▶ _Given problem_
Copy all of the material exactly. Pictures are not to appear in the copy.

**** Information shown ****

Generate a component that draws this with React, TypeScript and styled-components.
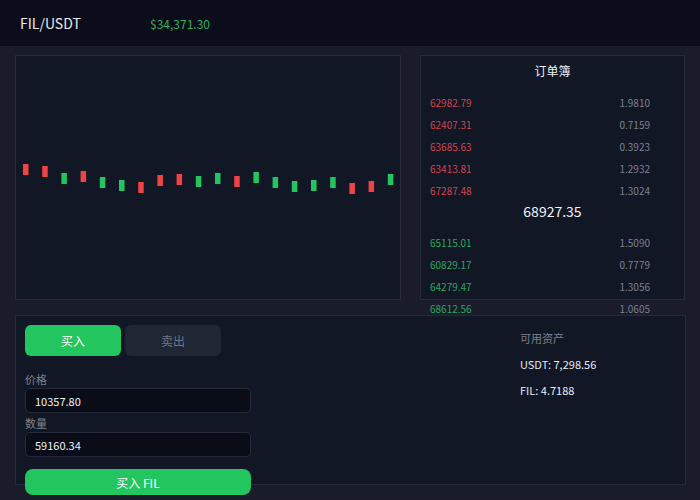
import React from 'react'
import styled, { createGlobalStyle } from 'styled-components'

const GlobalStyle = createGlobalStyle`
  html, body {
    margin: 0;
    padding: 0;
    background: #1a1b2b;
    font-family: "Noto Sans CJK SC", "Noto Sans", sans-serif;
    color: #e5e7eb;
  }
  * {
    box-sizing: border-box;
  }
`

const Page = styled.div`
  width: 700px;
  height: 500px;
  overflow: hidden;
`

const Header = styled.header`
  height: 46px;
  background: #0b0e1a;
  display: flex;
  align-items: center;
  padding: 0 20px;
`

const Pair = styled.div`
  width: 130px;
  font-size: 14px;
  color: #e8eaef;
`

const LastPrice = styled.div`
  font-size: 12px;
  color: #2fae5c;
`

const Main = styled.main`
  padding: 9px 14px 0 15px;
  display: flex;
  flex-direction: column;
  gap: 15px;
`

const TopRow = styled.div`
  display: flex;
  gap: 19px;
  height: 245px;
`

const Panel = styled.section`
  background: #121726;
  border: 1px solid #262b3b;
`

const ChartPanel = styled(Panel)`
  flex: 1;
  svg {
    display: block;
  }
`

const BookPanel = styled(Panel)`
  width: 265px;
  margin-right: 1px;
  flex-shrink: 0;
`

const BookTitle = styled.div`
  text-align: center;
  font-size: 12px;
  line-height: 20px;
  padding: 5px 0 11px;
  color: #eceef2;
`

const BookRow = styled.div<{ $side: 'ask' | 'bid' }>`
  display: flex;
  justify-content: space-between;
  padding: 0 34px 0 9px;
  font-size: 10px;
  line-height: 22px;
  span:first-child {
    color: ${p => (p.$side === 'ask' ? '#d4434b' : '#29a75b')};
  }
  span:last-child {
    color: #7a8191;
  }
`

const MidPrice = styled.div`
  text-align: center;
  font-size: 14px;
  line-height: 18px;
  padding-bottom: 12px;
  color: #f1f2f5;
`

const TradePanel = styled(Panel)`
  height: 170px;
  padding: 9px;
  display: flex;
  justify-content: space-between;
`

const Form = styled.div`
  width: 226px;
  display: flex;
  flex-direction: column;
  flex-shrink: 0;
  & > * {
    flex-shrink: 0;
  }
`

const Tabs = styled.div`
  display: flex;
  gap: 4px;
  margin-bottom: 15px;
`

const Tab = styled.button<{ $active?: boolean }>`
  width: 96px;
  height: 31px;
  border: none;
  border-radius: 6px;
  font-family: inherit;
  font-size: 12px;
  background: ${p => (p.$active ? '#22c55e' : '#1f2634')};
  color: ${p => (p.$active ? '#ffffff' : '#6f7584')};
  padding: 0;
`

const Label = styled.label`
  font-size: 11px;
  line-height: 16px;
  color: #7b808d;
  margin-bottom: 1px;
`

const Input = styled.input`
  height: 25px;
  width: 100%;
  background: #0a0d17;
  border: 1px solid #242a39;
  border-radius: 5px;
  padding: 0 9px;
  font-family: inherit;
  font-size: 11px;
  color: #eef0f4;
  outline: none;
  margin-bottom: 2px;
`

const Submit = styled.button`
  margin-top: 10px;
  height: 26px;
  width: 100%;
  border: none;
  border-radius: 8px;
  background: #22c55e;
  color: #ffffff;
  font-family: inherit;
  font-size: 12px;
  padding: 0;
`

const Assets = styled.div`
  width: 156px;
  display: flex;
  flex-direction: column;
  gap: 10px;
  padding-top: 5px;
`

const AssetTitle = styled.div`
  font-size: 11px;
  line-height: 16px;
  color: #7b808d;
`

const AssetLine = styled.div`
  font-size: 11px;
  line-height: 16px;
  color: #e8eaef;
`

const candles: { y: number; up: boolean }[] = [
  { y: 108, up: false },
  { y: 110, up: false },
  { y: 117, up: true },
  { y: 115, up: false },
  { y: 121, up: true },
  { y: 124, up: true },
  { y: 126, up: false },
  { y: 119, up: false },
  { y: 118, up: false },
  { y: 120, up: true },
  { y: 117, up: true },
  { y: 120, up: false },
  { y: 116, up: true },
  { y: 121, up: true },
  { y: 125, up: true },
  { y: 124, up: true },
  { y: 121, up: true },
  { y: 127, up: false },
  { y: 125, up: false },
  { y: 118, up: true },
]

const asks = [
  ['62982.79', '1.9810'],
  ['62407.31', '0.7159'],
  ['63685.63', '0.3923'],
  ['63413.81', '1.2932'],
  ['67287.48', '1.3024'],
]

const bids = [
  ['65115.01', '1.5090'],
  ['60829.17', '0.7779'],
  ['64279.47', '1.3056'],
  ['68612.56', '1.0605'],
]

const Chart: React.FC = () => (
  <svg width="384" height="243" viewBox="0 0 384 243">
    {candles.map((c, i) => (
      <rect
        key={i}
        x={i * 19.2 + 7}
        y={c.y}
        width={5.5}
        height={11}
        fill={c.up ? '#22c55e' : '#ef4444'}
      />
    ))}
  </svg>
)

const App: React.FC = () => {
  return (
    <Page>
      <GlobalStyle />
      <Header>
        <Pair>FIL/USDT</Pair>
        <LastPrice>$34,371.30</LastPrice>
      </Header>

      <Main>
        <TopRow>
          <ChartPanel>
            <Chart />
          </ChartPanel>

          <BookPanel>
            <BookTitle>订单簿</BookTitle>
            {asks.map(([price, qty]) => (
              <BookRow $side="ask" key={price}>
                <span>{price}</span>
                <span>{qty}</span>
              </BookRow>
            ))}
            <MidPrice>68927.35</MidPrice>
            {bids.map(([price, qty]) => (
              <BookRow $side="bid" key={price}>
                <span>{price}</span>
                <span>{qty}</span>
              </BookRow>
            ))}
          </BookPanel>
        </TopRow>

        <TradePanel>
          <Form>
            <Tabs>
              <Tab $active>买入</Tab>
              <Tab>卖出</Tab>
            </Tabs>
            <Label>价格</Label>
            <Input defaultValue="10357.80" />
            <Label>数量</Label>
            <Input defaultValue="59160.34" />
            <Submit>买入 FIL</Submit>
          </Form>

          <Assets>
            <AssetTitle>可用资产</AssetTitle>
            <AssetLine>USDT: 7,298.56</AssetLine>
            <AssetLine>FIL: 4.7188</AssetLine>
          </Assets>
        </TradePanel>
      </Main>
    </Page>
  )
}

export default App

****

▶ _Result for this exercise_
Generate a component that draws this with React, TypeScript and styled-components.
import React from 'react'
import styled, { createGlobalStyle } from 'styled-components'

const GlobalStyle = createGlobalStyle`
  html, body {
    margin: 0;
    padding: 0;
    background: #1a1b2b;
    font-family: "Noto Sans CJK SC", "Noto Sans", sans-serif;
    color: #e5e7eb;
  }
  * {
    box-sizing: border-box;
  }
`

const Page = styled.div`
  width: 700px;
  height: 500px;
  overflow: hidden;
`

const Header = styled.header`
  height: 46px;
  background: #0b0e1a;
  display: flex;
  align-items: center;
  padding: 0 20px;
`

const Pair = styled.div`
  width: 130px;
  font-size: 14px;
  color: #e8eaef;
`

const LastPrice = styled.div`
  font-size: 12px;
  color: #2fae5c;
`

const Main = styled.main`
  padding: 9px 14px 0 15px;
  display: flex;
  flex-direction: column;
  gap: 15px;
`

const TopRow = styled.div`
  display: flex;
  gap: 19px;
  height: 245px;
`

const Panel = styled.section`
  background: #121726;
  border: 1px solid #262b3b;
`

const ChartPanel = styled(Panel)`
  flex: 1;
  svg {
    display: block;
  }
`

const BookPanel = styled(Panel)`
  width: 265px;
  margin-right: 1px;
  flex-shrink: 0;
`

const BookTitle = styled.div`
  text-align: center;
  font-size: 12px;
  line-height: 20px;
  padding: 5px 0 11px;
  color: #eceef2;
`

const BookRow = styled.div<{ $side: 'ask' | 'bid' }>`
  display: flex;
  justify-content: space-between;
  padding: 0 34px 0 9px;
  font-size: 10px;
  line-height: 22px;
  span:first-child {
    color: ${p => (p.$side === 'ask' ? '#d4434b' : '#29a75b')};
  }
  span:last-child {
    color: #7a8191;
  }
`

const MidPrice = styled.div`
  text-align: center;
  font-size: 14px;
  line-height: 18px;
  padding-bottom: 12px;
  color: #f1f2f5;
`

const TradePanel = styled(Panel)`
  height: 170px;
  padding: 9px;
  display: flex;
  justify-content: space-between;
`

const Form = styled.div`
  width: 226px;
  display: flex;
  flex-direction: column;
  flex-shrink: 0;
  & > * {
    flex-shrink: 0;
  }
`

const Tabs = styled.div`
  display: flex;
  gap: 4px;
  margin-bottom: 15px;
`

const Tab = styled.button<{ $active?: boolean }>`
  width: 96px;
  height: 31px;
  border: none;
  border-radius: 6px;
  font-family: inherit;
  font-size: 12px;
  background: ${p => (p.$active ? '#22c55e' : '#1f2634')};
  color: ${p => (p.$active ? '#ffffff' : '#6f7584')};
  padding: 0;
`

const Label = styled.label`
  font-size: 11px;
  line-height: 16px;
  color: #7b808d;
  margin-bottom: 1px;
`

const Input = styled.input`
  height: 25px;
  width: 100%;
  background: #0a0d17;
  border: 1px solid #242a39;
  border-radius: 5px;
  padding: 0 9px;
  font-family: inherit;
  font-size: 11px;
  color: #eef0f4;
  outline: none;
  margin-bottom: 2px;
`

const Submit = styled.button`
  margin-top: 10px;
  height: 26px;
  width: 100%;
  border: none;
  border-radius: 8px;
  background: #22c55e;
  color: #ffffff;
  font-family: inherit;
  font-size: 12px;
  padding: 0;
`

const Assets = styled.div`
  width: 156px;
  display: flex;
  flex-direction: column;
  gap: 10px;
  padding-top: 5px;
`

const AssetTitle = styled.div`
  font-size: 11px;
  line-height: 16px;
  color: #7b808d;
`

const AssetLine = styled.div`
  font-size: 11px;
  line-height: 16px;
  color: #e8eaef;
`

const candles: { y: number; up: boolean }[] = [
  { y: 108, up: false },
  { y: 110, up: false },
  { y: 117, up: true },
  { y: 115, up: false },
  { y: 121, up: true },
  { y: 124, up: true },
  { y: 126, up: false },
  { y: 119, up: false },
  { y: 118, up: false },
  { y: 120, up: true },
  { y: 117, up: true },
  { y: 120, up: false },
  { y: 116, up: true },
  { y: 121, up: true },
  { y: 125, up: true },
  { y: 124, up: true },
  { y: 121, up: true },
  { y: 127, up: false },
  { y: 125, up: false },
  { y: 118, up: true },
]

const asks = [
  ['62982.79', '1.9810'],
  ['62407.31', '0.7159'],
  ['63685.63', '0.3923'],
  ['63413.81', '1.2932'],
  ['67287.48', '1.3024'],
]

const bids = [
  ['65115.01', '1.5090'],
  ['60829.17', '0.7779'],
  ['64279.47', '1.3056'],
  ['68612.56', '1.0605'],
]

const Chart: React.FC = () => (
  <svg width="384" height="243" viewBox="0 0 384 243">
    {candles.map((c, i) => (
      <rect
        key={i}
        x={i * 19.2 + 7}
        y={c.y}
        width={5.5}
        height={11}
        fill={c.up ? '#22c55e' : '#ef4444'}
      />
    ))}
  </svg>
)

const App: React.FC = () => {
  return (
    <Page>
      <GlobalStyle />
      <Header>
        <Pair>FIL/USDT</Pair>
        <LastPrice>$34,371.30</LastPrice>
      </Header>

      <Main>
        <TopRow>
          <ChartPanel>
            <Chart />
          </ChartPanel>

          <BookPanel>
            <BookTitle>订单簿</BookTitle>
            {asks.map(([price, qty]) => (
              <BookRow $side="ask" key={price}>
                <span>{price}</span>
                <span>{qty}</span>
              </BookRow>
            ))}
            <MidPrice>68927.35</MidPrice>
            {bids.map(([price, qty]) => (
              <BookRow $side="bid" key={price}>
                <span>{price}</span>
                <span>{qty}</span>
              </BookRow>
            ))}
          </BookPanel>
        </TopRow>

        <TradePanel>
          <Form>
            <Tabs>
              <Tab $active>买入</Tab>
              <Tab>卖出</Tab>
            </Tabs>
            <Label>价格</Label>
            <Input defaultValue="10357.80" />
            <Label>数量</Label>
            <Input defaultValue="59160.34" />
            <Submit>买入 FIL</Submit>
          </Form>

          <Assets>
            <AssetTitle>可用资产</AssetTitle>
            <AssetLine>USDT: 7,298.56</AssetLine>
            <AssetLine>FIL: 4.7188</AssetLine>
          </Assets>
        </TradePanel>
      </Main>
    </Page>
  )
}

export default App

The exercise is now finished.